Having attended the DBS Private Bank 2H2019 Market Outlook event, I thought I share a brief summary of what was being discussed and some of the more popular/relevant questions that were asked during the Q&A session.
DBS shared on what they called a Barbell Strategy as seen in the diagram below.
It essentially recommends splitting your portfolio into 2 portions – Growth and Income. On one hand, the Growth portion captures the upside potential from exposure to secular growth trends such as Cloud Computing, AI, Millennial Wave, etc. It is the bank’s view that in the age of digitalisation, traditional sectors are starting to face unprecedented disruption. Hence, the global investment landscape is getting redefined and it is no more “business as usual”. Therefore, having a portion of the portfolio capturing these changing trends would be ideal.

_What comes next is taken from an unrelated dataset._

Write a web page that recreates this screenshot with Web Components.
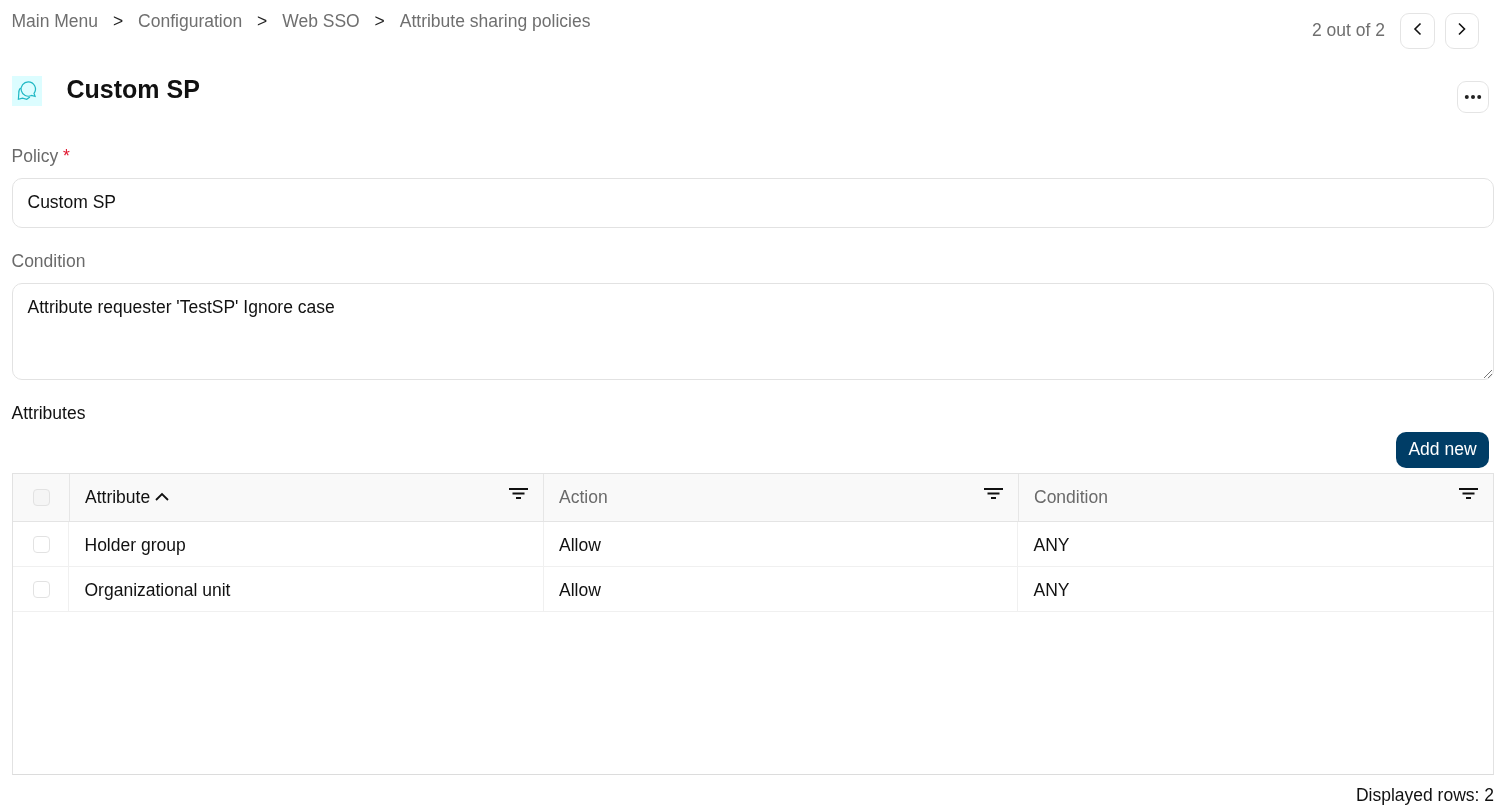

On the other hand, the Income portion generates a recurring and robust cashflow by investing in in assets such as Singapore REITs and corporate bonds. In a world where half the investment grade bonds are yielding 2% and less, it would be better to be investing in corporate bonds and Asia REITs with much higher yields with an investment horizon between 4 to 5 years.
Question: What are the potential black swans for 2019?
- One area of concern would be the negative yielding world that we live in today, where many are taking on a lot of leverage
- Debt balloons are seen in US and EU
- Blue-chip companies are taking on leverage to buyback its own shares
- However, being in a low interest rate environment does not justify taking on huge amounts of debt
- Furthermore, the seed for any recession would be high valuations and high leverage
- We may be living in a low interest rate environment; however, that does not mean we are living in a low probability of recession environment
Question: Do you still like the Singapore REIT sector? It has done well this year already.
- Yes, we will still prefer to stay invested in the Singapore REIT sector
- While the Singapore REIT sector has achieved a performance of approximately 20% YTD, we will not be expecting another stellar performance of 20% in the next half of the year
- However, Singapore REITs yielding at 5% to 5.5% still stands out amongst the regional REITs
- Hence, for the yield portion, we is still attractive to stay invested in Singapore REITs
Question: What is your view of the Singapore residential property market? Up or down in 2019?
- We should monitor foreign capital inflows, as Singapore is still an attractive place for investors to buy a property
- We have seen Hong Kong citizens preferring to own a property in Singapore
- Singapore residential properties are relatively cheaper than that in Hong Kong
Additionally, I will be one of the guest speakers at TheEdge Singapore Mid-Year Investment Forum 2019 this coming Saturday, 6 July 2019. Do come over and say hi if you happen to be attending the event as well! For more information with regards to this event, you may find out more here.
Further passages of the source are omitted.